▶ **What you should do**
All of the material below is to be returned exactly.

▶ **Data lines**
^^^^^^^^^^^^^^^^
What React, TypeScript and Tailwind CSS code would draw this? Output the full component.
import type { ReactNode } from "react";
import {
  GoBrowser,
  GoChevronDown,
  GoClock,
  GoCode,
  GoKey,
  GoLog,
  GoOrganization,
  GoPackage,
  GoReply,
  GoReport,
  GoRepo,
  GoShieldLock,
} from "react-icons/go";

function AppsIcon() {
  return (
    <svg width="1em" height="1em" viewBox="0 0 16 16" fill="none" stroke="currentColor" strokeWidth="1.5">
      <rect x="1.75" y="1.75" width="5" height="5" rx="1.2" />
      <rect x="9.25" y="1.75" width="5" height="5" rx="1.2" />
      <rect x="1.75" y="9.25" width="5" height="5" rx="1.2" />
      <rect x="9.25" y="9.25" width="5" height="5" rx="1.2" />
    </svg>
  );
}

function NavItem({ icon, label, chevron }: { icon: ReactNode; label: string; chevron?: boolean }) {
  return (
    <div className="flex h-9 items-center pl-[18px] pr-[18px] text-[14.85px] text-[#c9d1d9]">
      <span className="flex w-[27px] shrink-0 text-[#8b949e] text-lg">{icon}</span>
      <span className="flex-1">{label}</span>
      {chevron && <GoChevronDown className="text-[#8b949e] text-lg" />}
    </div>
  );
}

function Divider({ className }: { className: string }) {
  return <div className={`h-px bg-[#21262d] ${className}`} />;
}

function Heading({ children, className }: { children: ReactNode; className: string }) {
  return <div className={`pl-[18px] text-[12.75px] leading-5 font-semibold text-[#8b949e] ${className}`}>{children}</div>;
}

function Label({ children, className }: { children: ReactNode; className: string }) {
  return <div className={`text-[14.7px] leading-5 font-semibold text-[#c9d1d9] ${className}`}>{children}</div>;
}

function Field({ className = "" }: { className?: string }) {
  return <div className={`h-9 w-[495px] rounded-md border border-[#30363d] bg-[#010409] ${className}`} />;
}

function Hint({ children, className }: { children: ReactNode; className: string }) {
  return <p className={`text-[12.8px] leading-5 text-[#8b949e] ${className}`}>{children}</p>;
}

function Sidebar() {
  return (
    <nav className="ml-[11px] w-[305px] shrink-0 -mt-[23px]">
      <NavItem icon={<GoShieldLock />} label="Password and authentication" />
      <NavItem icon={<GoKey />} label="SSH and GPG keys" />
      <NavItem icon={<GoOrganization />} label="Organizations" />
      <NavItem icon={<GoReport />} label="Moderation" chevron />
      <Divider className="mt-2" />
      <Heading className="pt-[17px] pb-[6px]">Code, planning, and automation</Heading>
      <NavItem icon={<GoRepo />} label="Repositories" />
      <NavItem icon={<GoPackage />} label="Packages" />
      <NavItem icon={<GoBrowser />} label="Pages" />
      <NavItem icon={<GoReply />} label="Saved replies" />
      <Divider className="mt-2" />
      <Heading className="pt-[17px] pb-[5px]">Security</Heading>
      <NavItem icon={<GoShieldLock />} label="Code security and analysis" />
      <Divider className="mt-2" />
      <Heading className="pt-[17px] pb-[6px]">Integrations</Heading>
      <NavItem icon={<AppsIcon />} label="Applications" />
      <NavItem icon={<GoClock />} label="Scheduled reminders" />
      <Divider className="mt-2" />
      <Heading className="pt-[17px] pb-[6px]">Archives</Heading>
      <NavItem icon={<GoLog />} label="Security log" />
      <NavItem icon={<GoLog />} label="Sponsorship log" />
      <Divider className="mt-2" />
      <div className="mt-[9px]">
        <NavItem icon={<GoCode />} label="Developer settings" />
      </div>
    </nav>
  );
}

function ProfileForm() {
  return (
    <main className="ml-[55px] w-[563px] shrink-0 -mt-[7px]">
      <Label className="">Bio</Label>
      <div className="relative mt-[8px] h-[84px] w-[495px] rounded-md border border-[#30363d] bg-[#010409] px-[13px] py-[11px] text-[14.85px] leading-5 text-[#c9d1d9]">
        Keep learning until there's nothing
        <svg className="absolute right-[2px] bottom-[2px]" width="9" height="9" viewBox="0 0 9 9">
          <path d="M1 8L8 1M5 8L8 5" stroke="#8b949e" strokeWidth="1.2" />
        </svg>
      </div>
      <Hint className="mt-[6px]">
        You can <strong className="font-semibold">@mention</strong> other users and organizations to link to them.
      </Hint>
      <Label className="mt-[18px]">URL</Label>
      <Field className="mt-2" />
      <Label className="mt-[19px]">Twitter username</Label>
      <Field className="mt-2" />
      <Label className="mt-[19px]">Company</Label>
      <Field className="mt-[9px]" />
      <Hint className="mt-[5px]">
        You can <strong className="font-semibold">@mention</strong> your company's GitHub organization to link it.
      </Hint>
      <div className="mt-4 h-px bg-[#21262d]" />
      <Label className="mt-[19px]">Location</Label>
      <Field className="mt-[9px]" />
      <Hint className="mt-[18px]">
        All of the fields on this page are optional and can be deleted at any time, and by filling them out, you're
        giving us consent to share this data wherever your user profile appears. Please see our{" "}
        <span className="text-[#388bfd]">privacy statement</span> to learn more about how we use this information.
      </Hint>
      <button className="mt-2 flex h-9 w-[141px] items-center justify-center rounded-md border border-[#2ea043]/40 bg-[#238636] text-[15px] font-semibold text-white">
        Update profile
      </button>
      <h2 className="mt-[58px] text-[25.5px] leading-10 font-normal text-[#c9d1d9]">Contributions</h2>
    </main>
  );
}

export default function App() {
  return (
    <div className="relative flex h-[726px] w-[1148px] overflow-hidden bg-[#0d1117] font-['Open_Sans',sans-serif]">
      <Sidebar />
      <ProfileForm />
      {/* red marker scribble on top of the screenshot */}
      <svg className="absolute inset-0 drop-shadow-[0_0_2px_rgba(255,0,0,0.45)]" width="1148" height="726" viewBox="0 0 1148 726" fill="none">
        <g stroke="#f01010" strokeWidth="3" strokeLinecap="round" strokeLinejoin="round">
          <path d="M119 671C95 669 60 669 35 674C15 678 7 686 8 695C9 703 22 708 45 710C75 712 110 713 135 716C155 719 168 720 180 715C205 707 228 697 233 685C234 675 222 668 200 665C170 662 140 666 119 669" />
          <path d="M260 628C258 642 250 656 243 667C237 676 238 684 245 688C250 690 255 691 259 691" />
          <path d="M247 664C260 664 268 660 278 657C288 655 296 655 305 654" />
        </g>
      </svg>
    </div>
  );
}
^^^^^^^^^^^^^^^^
▶ **Solution for this problem**
What React, TypeScript and Tailwind CSS code would draw this? Output the full component.
import type { ReactNode } from "react";
import {
  GoBrowser,
  GoChevronDown,
  GoClock,
  GoCode,
  GoKey,
  GoLog,
  GoOrganization,
  GoPackage,
  GoReply,
  GoReport,
  GoRepo,
  GoShieldLock,
} from "react-icons/go";

function AppsIcon() {
  return (
    <svg width="1em" height="1em" viewBox="0 0 16 16" fill="none" stroke="currentColor" strokeWidth="1.5">
      <rect x="1.75" y="1.75" width="5" height="5" rx="1.2" />
      <rect x="9.25" y="1.75" width="5" height="5" rx="1.2" />
      <rect x="1.75" y="9.25" width="5" height="5" rx="1.2" />
      <rect x="9.25" y="9.25" width="5" height="5" rx="1.2" />
    </svg>
  );
}

function NavItem({ icon, label, chevron }: { icon: ReactNode; label: string; chevron?: boolean }) {
  return (
    <div className="flex h-9 items-center pl-[18px] pr-[18px] text-[14.85px] text-[#c9d1d9]">
      <span className="flex w-[27px] shrink-0 text-[#8b949e] text-lg">{icon}</span>
      <span className="flex-1">{label}</span>
      {chevron && <GoChevronDown className="text-[#8b949e] text-lg" />}
    </div>
  );
}

function Divider({ className }: { className: string }) {
  return <div className={`h-px bg-[#21262d] ${className}`} />;
}

function Heading({ children, className }: { children: ReactNode; className: string }) {
  return <div className={`pl-[18px] text-[12.75px] leading-5 font-semibold text-[#8b949e] ${className}`}>{children}</div>;
}

function Label({ children, className }: { children: ReactNode; className: string }) {
  return <div className={`text-[14.7px] leading-5 font-semibold text-[#c9d1d9] ${className}`}>{children}</div>;
}

function Field({ className = "" }: { className?: string }) {
  return <div className={`h-9 w-[495px] rounded-md border border-[#30363d] bg-[#010409] ${className}`} />;
}

function Hint({ children, className }: { children: ReactNode; className: string }) {
  return <p className={`text-[12.8px] leading-5 text-[#8b949e] ${className}`}>{children}</p>;
}

function Sidebar() {
  return (
    <nav className="ml-[11px] w-[305px] shrink-0 -mt-[23px]">
      <NavItem icon={<GoShieldLock />} label="Password and authentication" />
      <NavItem icon={<GoKey />} label="SSH and GPG keys" />
      <NavItem icon={<GoOrganization />} label="Organizations" />
      <NavItem icon={<GoReport />} label="Moderation" chevron />
      <Divider className="mt-2" />
      <Heading className="pt-[17px] pb-[6px]">Code, planning, and automation</Heading>
      <NavItem icon={<GoRepo />} label="Repositories" />
      <NavItem icon={<GoPackage />} label="Packages" />
      <NavItem icon={<GoBrowser />} label="Pages" />
      <NavItem icon={<GoReply />} label="Saved replies" />
      <Divider className="mt-2" />
      <Heading className="pt-[17px] pb-[5px]">Security</Heading>
      <NavItem icon={<GoShieldLock />} label="Code security and analysis" />
      <Divider className="mt-2" />
      <Heading className="pt-[17px] pb-[6px]">Integrations</Heading>
      <NavItem icon={<AppsIcon />} label="Applications" />
      <NavItem icon={<GoClock />} label="Scheduled reminders" />
      <Divider className="mt-2" />
      <Heading className="pt-[17px] pb-[6px]">Archives</Heading>
      <NavItem icon={<GoLog />} label="Security log" />
      <NavItem icon={<GoLog />} label="Sponsorship log" />
      <Divider className="mt-2" />
      <div className="mt-[9px]">
        <NavItem icon={<GoCode />} label="Developer settings" />
      </div>
    </nav>
  );
}

function ProfileForm() {
  return (
    <main className="ml-[55px] w-[563px] shrink-0 -mt-[7px]">
      <Label className="">Bio</Label>
      <div className="relative mt-[8px] h-[84px] w-[495px] rounded-md border border-[#30363d] bg-[#010409] px-[13px] py-[11px] text-[14.85px] leading-5 text-[#c9d1d9]">
        Keep learning until there's nothing
        <svg className="absolute right-[2px] bottom-[2px]" width="9" height="9" viewBox="0 0 9 9">
          <path d="M1 8L8 1M5 8L8 5" stroke="#8b949e" strokeWidth="1.2" />
        </svg>
      </div>
      <Hint className="mt-[6px]">
        You can <strong className="font-semibold">@mention</strong> other users and organizations to link to them.
      </Hint>
      <Label className="mt-[18px]">URL</Label>
      <Field className="mt-2" />
      <Label className="mt-[19px]">Twitter username</Label>
      <Field className="mt-2" />
      <Label className="mt-[19px]">Company</Label>
      <Field className="mt-[9px]" />
      <Hint className="mt-[5px]">
        You can <strong className="font-semibold">@mention</strong> your company's GitHub organization to link it.
      </Hint>
      <div className="mt-4 h-px bg-[#21262d]" />
      <Label className="mt-[19px]">Location</Label>
      <Field className="mt-[9px]" />
      <Hint className="mt-[18px]">
        All of the fields on this page are optional and can be deleted at any time, and by filling them out, you're
        giving us consent to share this data wherever your user profile appears. Please see our{" "}
        <span className="text-[#388bfd]">privacy statement</span> to learn more about how we use this information.
      </Hint>
      <button className="mt-2 flex h-9 w-[141px] items-center justify-center rounded-md border border-[#2ea043]/40 bg-[#238636] text-[15px] font-semibold text-white">
        Update profile
      </button>
      <h2 className="mt-[58px] text-[25.5px] leading-10 font-normal text-[#c9d1d9]">Contributions</h2>
    </main>
  );
}

export default function App() {
  return (
    <div className="relative flex h-[726px] w-[1148px] overflow-hidden bg-[#0d1117] font-['Open_Sans',sans-serif]">
      <Sidebar />
      <ProfileForm />
      {/* red marker scribble on top of the screenshot */}
      <svg className="absolute inset-0 drop-shadow-[0_0_2px_rgba(255,0,0,0.45)]" width="1148" height="726" viewBox="0 0 1148 726" fill="none">
        <g stroke="#f01010" strokeWidth="3" strokeLinecap="round" strokeLinejoin="round">
          <path d="M119 671C95 669 60 669 35 674C15 678 7 686 8 695C9 703 22 708 45 710C75 712 110 713 135 716C155 719 168 720 180 715C205 707 228 697 233 685C234 675 222 668 200 665C170 662 140 666 119 669" />
          <path d="M260 628C258 642 250 656 243 667C237 676 238 684 245 688C250 690 255 691 259 691" />
          <path d="M247 664C260 664 268 660 278 657C288 655 296 655 305 654" />
        </g>
      </svg>
    </div>
  );
}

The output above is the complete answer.